Memories of a Bridal Shower edition
My bridal shower was about (/exactly) ten days ago and I have to say: I was so honored to have so many amazing women present. Showers are such a strange thing, in a lot of ways... I can't help but wonder "What did I do to deserve all this praise and attention beyond saying yes to an incredible man?". Alas, as I sort my way through the wedding process, I am learning and appreciating the role that weddings and wedding-related events have in uniting families, in solidifying old (and new) relationships, and in expressing support for what we certainly feel is a strong and happy match just bursting with potential.
It's awesome (awe-some) to look around a room and imagine a similar lineup at Christmases and Thanksgivings and Birthdays and Reunions to come in five, ten, twenty years from now. So much love!
Which brings me back around to the blog: It turns out most of the shower attendees are readers of OBC (Okra's Book Club) and I can't wait to continually express my gratitude to them by using the gifts I was given for new posts. I am pretty sure I am not supposed to be using any wedding-related gifts before the wedding, so today's post will circle around a gift and only partially use a different one. The recipe? Slow-cooker Chicken Cacciatore, as adapted from Fix-It and Forget-It Big Cookbook: 1400 Best Slow Cooker Recipes, by Phyllis Pellman Good. This mammajamma was a gift. I was also given a new slow-cooker, but that one will have to wait until after the wedding.
Here's the recipe, as printed in the book:
Low-Fat Chicken Cacciatore
- 2lbs uncooked boneless, skinless chicken breasts, cubed
- 1/2lb fresh mushrooms
- 1 bell pepper, chopped
- 1 medium onion, chopped
- 12oz can low-sodium chopped tomatoes
- 6-oz can low-sodium tomato paste
- 12-oz can low-sodium tomato sauce
- 1/2tsp dried oregano
- 1/2tsp dried basil
- 1/2tsp garlic powder
- 1/2tsp salt
- 1/2tsp black pepper
And here are the directions, as printed in the book:
1. Combine all ingredients in a slow cooker.
2. Cover. Cook on low 8 hours.
* 2 cups fresh diced tomato rather than a 12oz can
* If you are not concerned about sodium, use 1tsp salt rather than 1/2tsp.
I chose this recipe because it looked delicious. I also have experience making Giada's Chicken Cacciatore, but browning the chicken can be kind of a P in the A and it also gets oil spatters all over the place. And the theme here is slow-cooking! Anyway, I took a hint from Giada with the white wine. Regardless of whether or not you like to drink wine, it's in awesome way to give flavor to the food you're cooking... it's just a little of that je ne sais quoi, the same sort provided by house brand hot sauce.

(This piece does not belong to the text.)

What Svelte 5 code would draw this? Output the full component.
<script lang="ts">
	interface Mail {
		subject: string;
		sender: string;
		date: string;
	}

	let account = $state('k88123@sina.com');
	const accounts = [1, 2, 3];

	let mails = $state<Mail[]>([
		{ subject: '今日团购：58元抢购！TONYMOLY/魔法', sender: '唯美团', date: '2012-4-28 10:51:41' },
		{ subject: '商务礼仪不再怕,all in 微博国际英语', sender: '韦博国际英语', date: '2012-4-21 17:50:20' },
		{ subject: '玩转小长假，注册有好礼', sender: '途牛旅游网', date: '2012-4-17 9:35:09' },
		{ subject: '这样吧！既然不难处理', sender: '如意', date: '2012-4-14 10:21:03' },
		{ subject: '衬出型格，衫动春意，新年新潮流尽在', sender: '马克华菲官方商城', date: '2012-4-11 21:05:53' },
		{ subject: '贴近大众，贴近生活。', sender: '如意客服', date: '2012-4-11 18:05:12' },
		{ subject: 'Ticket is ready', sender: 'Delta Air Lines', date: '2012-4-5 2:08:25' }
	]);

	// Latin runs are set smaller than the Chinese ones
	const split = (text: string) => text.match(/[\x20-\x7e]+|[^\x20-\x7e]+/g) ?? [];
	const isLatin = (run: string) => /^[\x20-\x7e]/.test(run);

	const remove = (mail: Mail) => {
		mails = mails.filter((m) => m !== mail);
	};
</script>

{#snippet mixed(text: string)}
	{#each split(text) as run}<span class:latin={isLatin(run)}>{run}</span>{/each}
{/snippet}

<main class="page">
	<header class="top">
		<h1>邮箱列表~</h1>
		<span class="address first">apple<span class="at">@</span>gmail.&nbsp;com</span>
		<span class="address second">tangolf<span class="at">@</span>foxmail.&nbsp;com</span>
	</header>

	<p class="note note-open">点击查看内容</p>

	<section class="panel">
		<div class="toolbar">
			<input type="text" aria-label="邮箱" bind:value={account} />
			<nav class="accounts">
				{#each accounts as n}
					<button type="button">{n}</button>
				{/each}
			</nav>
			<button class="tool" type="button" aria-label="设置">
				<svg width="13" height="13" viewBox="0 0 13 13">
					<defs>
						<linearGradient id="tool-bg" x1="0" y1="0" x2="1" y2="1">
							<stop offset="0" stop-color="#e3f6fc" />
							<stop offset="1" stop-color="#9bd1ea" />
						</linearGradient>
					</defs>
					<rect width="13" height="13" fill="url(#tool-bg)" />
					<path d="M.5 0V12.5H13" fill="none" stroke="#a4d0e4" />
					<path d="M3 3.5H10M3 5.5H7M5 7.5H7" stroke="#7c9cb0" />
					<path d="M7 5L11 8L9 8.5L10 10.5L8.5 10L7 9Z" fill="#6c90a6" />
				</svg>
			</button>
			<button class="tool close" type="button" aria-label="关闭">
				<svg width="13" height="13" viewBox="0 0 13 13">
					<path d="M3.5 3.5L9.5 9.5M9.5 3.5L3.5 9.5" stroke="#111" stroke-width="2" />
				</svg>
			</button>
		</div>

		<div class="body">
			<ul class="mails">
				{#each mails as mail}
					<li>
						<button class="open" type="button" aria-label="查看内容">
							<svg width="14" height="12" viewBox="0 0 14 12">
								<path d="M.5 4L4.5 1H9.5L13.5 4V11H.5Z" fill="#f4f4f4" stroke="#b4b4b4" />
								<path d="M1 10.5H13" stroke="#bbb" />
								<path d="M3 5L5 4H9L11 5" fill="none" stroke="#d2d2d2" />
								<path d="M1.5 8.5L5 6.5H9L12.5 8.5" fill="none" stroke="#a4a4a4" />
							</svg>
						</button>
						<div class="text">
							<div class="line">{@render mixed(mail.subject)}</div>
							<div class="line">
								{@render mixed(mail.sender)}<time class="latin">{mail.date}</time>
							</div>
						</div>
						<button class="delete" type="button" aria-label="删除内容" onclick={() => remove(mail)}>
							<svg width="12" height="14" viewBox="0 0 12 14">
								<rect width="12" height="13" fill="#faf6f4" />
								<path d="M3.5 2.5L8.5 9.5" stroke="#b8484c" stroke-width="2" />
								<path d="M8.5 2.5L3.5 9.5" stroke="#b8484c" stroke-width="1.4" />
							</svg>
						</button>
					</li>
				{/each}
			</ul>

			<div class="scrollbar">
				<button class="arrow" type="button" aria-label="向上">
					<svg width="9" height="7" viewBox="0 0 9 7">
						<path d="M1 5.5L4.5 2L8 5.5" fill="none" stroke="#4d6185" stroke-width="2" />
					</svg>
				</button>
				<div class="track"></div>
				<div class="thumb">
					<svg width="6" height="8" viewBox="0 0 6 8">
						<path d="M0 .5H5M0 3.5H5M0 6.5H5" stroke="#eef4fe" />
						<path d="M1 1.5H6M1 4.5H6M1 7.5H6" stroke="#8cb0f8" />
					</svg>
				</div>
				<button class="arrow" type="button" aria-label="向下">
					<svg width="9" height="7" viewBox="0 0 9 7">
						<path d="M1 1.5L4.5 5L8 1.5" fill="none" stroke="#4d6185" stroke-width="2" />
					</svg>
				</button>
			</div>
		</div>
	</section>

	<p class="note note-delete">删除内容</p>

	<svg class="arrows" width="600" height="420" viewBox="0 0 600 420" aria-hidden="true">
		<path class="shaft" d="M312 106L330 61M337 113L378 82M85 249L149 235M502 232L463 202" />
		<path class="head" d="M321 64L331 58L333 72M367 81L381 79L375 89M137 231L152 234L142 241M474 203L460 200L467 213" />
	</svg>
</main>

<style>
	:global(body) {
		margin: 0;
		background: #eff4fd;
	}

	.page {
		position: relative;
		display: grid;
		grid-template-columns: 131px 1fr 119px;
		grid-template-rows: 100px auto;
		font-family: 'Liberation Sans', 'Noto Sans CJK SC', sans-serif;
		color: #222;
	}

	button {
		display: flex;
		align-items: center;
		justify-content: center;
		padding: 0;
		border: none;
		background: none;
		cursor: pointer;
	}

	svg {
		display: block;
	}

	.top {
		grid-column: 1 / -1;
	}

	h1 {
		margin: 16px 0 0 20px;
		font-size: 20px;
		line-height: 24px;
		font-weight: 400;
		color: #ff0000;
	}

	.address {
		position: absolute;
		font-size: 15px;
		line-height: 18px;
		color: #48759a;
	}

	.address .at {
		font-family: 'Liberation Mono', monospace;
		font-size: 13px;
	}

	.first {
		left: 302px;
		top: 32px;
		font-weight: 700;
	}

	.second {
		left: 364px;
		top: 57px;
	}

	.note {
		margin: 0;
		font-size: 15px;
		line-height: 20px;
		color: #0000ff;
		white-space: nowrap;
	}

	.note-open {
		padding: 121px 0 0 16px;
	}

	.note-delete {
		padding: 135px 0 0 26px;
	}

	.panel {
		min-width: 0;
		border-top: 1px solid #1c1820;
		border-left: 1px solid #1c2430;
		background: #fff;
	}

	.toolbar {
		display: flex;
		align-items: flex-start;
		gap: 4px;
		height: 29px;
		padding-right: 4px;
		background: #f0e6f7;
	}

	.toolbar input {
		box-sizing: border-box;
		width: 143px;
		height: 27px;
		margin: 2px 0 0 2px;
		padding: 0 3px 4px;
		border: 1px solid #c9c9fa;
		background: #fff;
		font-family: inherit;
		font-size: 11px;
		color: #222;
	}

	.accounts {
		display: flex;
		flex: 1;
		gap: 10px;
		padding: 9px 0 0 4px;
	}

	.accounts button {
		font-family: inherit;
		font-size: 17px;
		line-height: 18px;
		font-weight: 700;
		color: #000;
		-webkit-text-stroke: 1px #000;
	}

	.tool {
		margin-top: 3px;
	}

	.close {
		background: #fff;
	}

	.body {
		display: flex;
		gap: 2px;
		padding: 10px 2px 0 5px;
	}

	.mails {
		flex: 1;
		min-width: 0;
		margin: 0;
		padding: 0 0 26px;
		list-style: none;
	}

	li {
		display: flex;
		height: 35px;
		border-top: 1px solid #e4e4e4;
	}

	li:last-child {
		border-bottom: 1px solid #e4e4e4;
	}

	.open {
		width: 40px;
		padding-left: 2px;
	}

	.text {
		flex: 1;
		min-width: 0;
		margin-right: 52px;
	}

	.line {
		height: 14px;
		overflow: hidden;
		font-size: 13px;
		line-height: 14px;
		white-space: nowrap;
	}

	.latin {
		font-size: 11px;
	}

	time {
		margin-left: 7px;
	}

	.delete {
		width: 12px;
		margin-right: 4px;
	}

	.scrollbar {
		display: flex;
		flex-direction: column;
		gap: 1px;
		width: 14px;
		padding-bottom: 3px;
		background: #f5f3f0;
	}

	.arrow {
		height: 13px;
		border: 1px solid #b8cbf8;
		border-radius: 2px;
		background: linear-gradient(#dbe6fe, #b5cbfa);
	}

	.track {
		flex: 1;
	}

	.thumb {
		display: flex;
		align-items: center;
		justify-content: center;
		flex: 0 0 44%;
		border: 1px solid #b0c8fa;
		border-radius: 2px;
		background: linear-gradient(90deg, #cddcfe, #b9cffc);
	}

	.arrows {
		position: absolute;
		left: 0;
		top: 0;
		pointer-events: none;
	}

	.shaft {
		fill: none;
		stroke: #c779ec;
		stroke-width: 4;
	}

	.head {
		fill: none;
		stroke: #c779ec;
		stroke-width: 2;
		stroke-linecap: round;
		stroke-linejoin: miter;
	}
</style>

See what I did there?
...not to get too "listy" on you, but here's essentially what I did, working from the original above:
- one package boneless, skinless chicken thighs, cut into smaller pieces
- 1 red bell pepper, chopped
- 1 onion, chopped
- 3 garlic cloves, chopped
- 32oz can diced tomatoes, partially drained
- 8oz can tomato paste
- 1/2 cup sauvignon blanc (or other dry white wine, like pinot grigio)
- couple dashes of hot sauce
- Dried basil and oregano to taste
- salt and pepper to taste
- fresh lemon for a quick squeeze at the end
I chopped everything as needed and dumped it my ancient (but effective) slow cooker...

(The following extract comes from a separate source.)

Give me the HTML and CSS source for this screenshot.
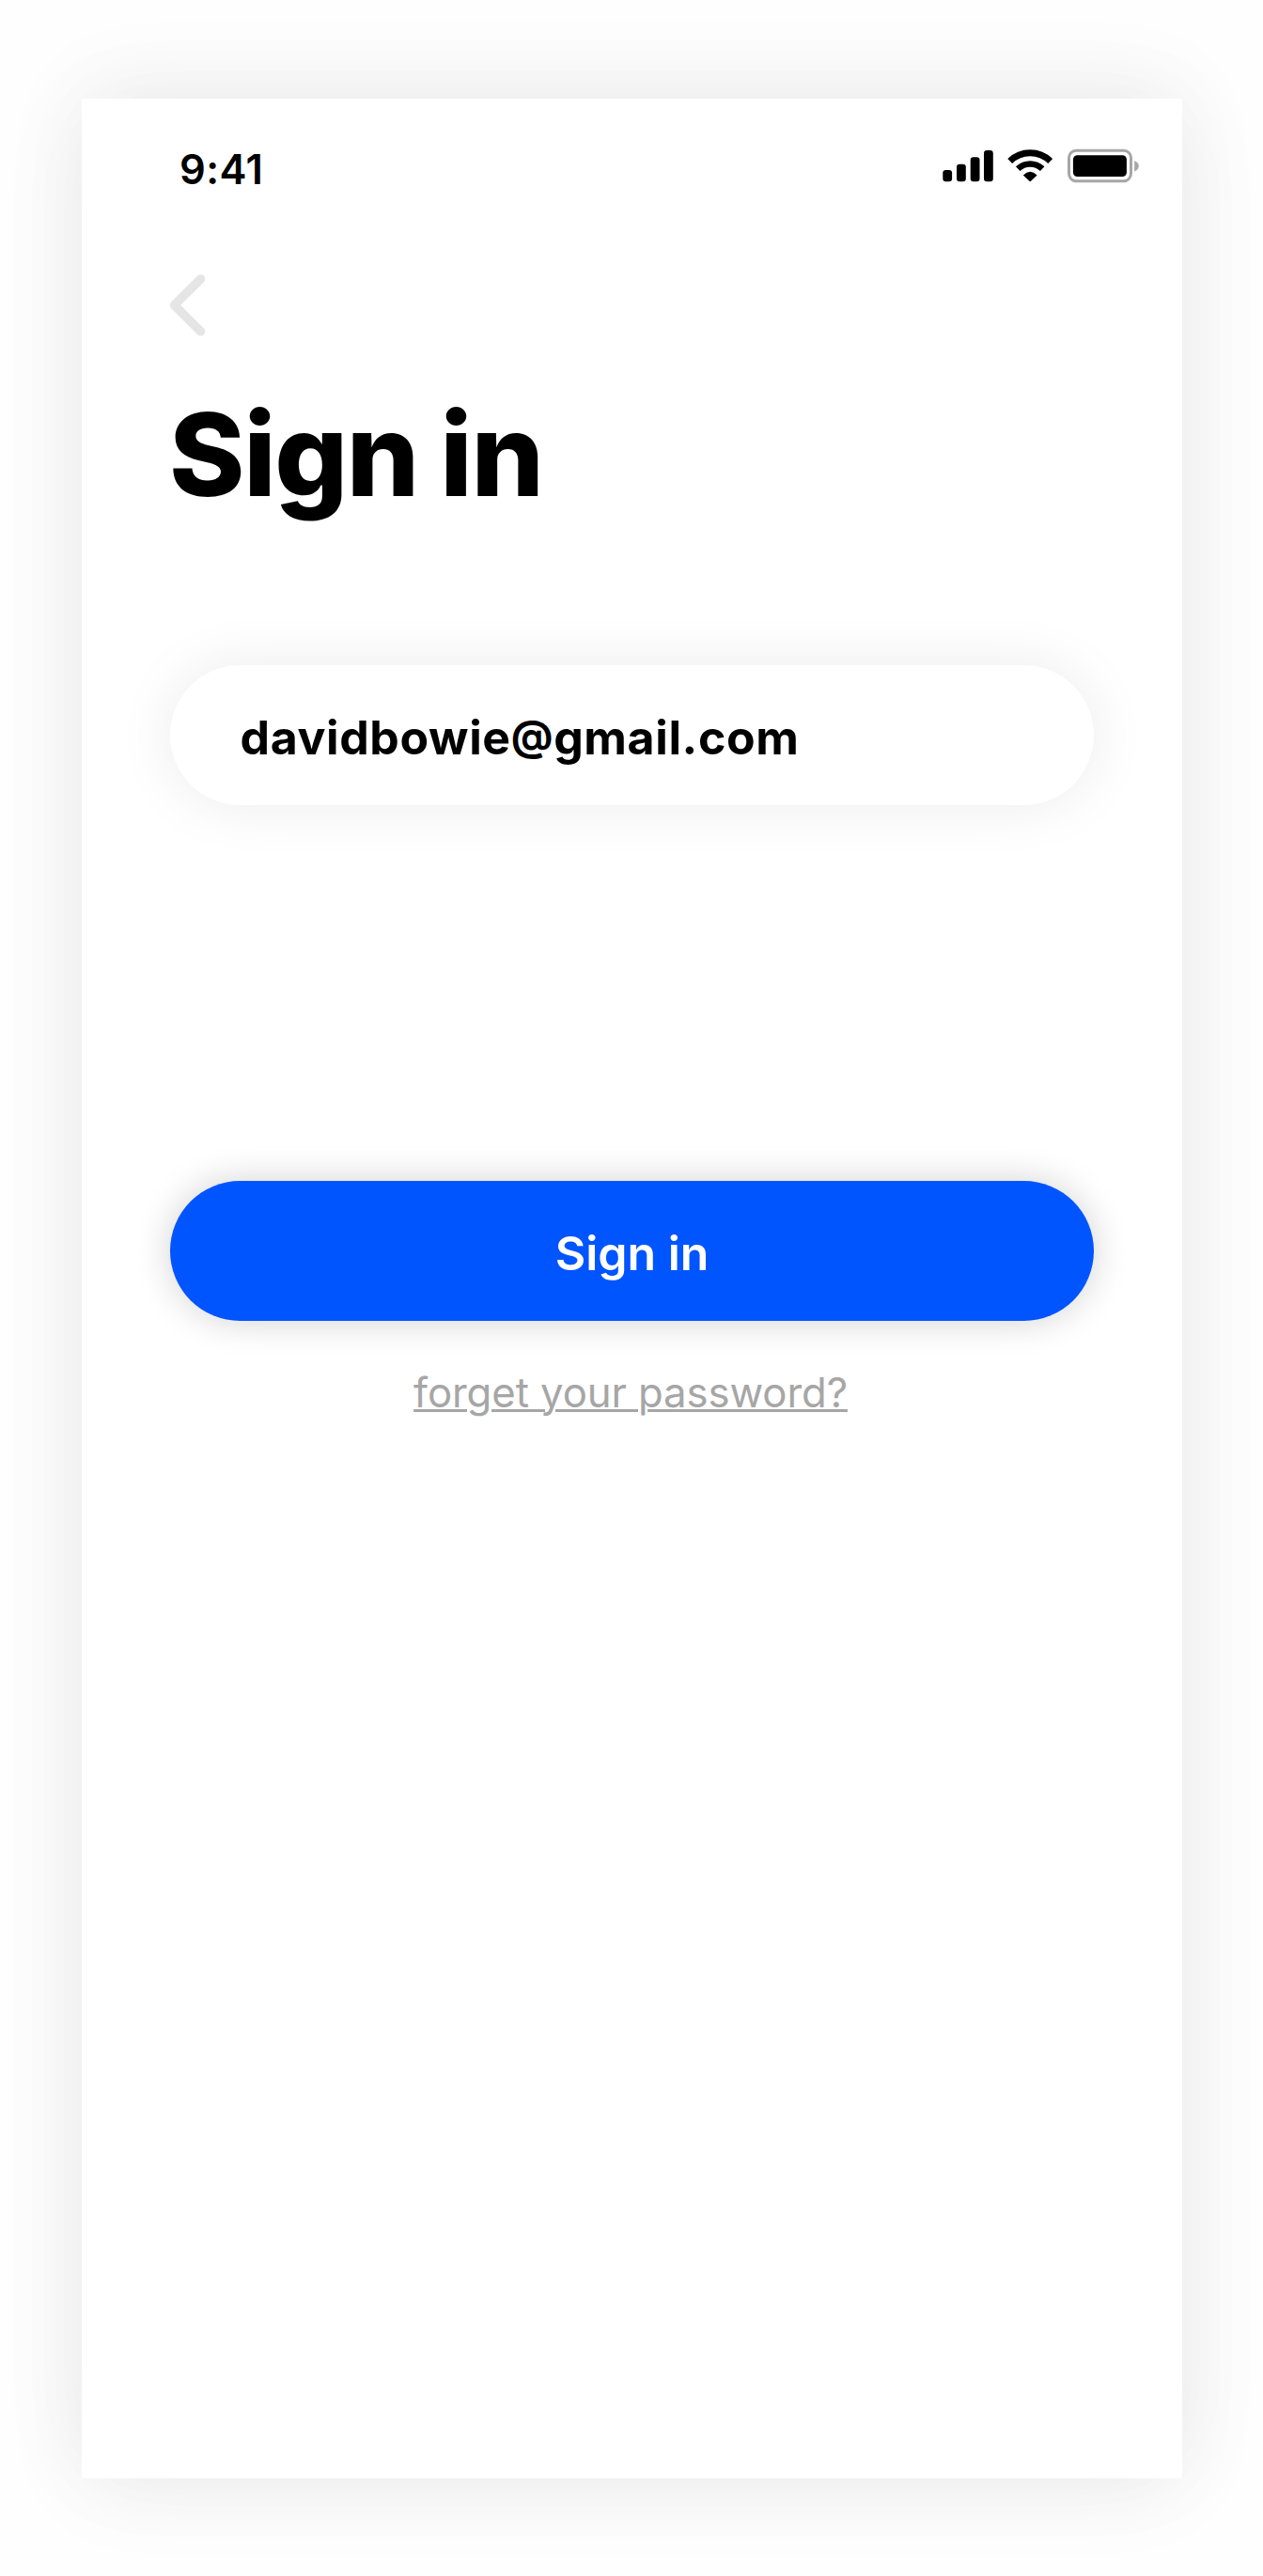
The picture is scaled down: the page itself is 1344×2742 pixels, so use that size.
FILE: index.html
```html
<!DOCTYPE html>
<html lang="en">
<head>
<meta charset="utf-8">
<title>Sign in</title>
<link rel="stylesheet" href="styles.css">
</head>
<body>
<main class="screen">
  <header class="status">
    <span class="time">9:41</span>
    <svg class="indicators" viewBox="0 0 210 40" width="210" height="40" aria-hidden="true">
      <g fill="#000">
        <rect x="0.3" y="23" width="9.8" height="12.3" rx="3.2"/>
        <rect x="15" y="16.7" width="9.8" height="18.6" rx="3.2"/>
        <rect x="29.7" y="9.3" width="9.8" height="26" rx="3.2"/>
        <rect x="44" y="2" width="9.8" height="33.3" rx="3.2"/>
      </g>
      <g fill="none" stroke="#000">
        <path d="M71.7 13.4A30.8 30.8 0 0 1 114.7 13.4" stroke-width="7"/>
        <path d="M80.2 21.6A19 19 0 0 1 106.2 21.6" stroke-width="6.6"/>
      </g>
      <path d="M85.8 28.4Q93.2 21.2 100.6 28.4L94 34.8Q93.2 35.6 92.4 34.8Z"/>
      <rect x="134.5" y="2.3" width="66" height="32.4" rx="7.6" fill="none" stroke="#a6a6a6" stroke-width="3"/>
      <rect x="138.9" y="7.2" width="57" height="22.8" rx="4.6"/>
      <path d="M204.2 12.9Q208.8 15 208.8 18.8T204.2 24.6Z" fill="#a6a6a6"/>
    </svg>
  </header>
  <svg class="back" viewBox="0 0 40 68" width="40" height="68" aria-label="Back"><path d="M32.6 5.9L4.5 33.9L32.6 61.9" fill="none" stroke="#e5e5e5" stroke-width="9.4" stroke-linecap="round" stroke-linejoin="round"/></svg>
  <h1 class="title">Sign in</h1>
  <div class="field">davidbowie<span class="at">@</span>gmail.com</div>
  <button class="submit">Sign in</button>
  <a class="forgot">forget your password?</a>
</main>
</body>
</html>
```
FILE: styles.css
```css
body {
  margin: 0;
  padding: 105px 86px 104px 87px;
  background: #fefefe;
  font-family: Inter, "Liberation Sans", sans-serif;
  color: #000;
}
.screen {
  box-sizing: border-box;
  height: 2533px;
  padding: 53px 94px 0;
  display: flex;
  flex-direction: column;
  background: #fff;
  box-shadow: 0 11px 94px rgba(0, 0, 0, .055), 0 -11px 94px rgba(0, 0, 0, .055);
}
.status {
  display: flex;
  justify-content: space-between;
  height: 52px;
  margin: 0 -49px 0 10px;
}
.time {
  font-size: 43.5px;
  font-weight: 600;
  line-height: 44px;
  letter-spacing: .4px;
  white-space: nowrap;
}
.indicators {
  flex: none;
}
.back {
  display: block;
  margin-top: 81px;
}
.title {
  margin: 50px 0 0 -1px;
  font-size: 122px;
  font-weight: 800;
  line-height: 150px;
  letter-spacing: -1.4px;
  word-spacing: -2px;
}
.field {
  box-sizing: border-box;
  height: 149.5px;
  margin-top: 148.5px;
  padding-left: 74.5px;
  border-radius: 75px;
  background: #fff;
  box-shadow: 0 0 62px rgba(0, 0, 0, .08);
  font-size: 50px;
  font-weight: 700;
  line-height: 154px;
  letter-spacing: .62px;
}
.at {
  font-size: 44px;
  line-height: 0;
  vertical-align: 4.5px;
}
.submit {
  height: 149.5px;
  margin-top: 399.5px;
  padding: 0;
  border: 0;
  border-radius: 75px;
  background: #0055ff;
  box-shadow: 0 0 38px rgba(0, 0, 0, .18);
  color: #fff;
  font: 600 50px/154px Inter, "Liberation Sans", sans-serif;
}
.forgot {
  margin: 50px 3px 0 0;
  align-self: center;
  color: #a6a6a6;
  font-size: 43.7px;
  line-height: 54px;
  letter-spacing: -.1px;
  text-decoration: underline;
  text-decoration-thickness: 3px;
}
```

|She doesn't photograph well, bless her heart.|
|We've talked about the horrible lighting situation, right?|
This is what it looked like after two hours:
|Warmed, but still pretty, y'know, "fresh" looking|
And after five hours:
And at the end, I turned the heat to high and left it uncovered (THE HORROR!) to try and evaporate some of the liquid. This technique was... minimally effective. Perhaps this is a drawback to using a crock pot rather than a stovetop soup pot... or perhaps a thin sauce strikes you as "who cares," in which case this meal turned out amazingly.
While whole grain rotini boiled, I finished up the cacciatore by tasting it for salt, herbs, etc. I added a gentle squeeze of fresh lemon juice to help wake things up.
And then it was time to eat!
I really liked this dinner. It was not a lot of work for me, which was nice, but it was also healthy and hearty and fresh. The chicken was tender and flavorful. The sauce tasted amazing. The tomatoes, onions, and peppers all melded together perfectly. The only negative was that the sauce was indeed a little watery, which is the same problem I had with chicken tarragon. For that dish, I solved the problem by pulling all the chicken out of the pot and using an immersion blender to make a smoother, pasta-coating pureed sauce. I added the chicken back later. I can't really do that for this particular recipe, though, because the chicken was already chopped when it went into the crock pot. Sure, I could just not cut up the chicken next time and do the Chicken Tarragon Technique instead, but I think the solution I most prefer would be to serve this recipe with some crusty bread which can then be used for mopping. Problem solved!
I may also be interested in adding some carrots to up the veggie quotient, and... maybe torn basil at the end? Wilted spinach if those eating it are okay with greens? All in all: Recommended.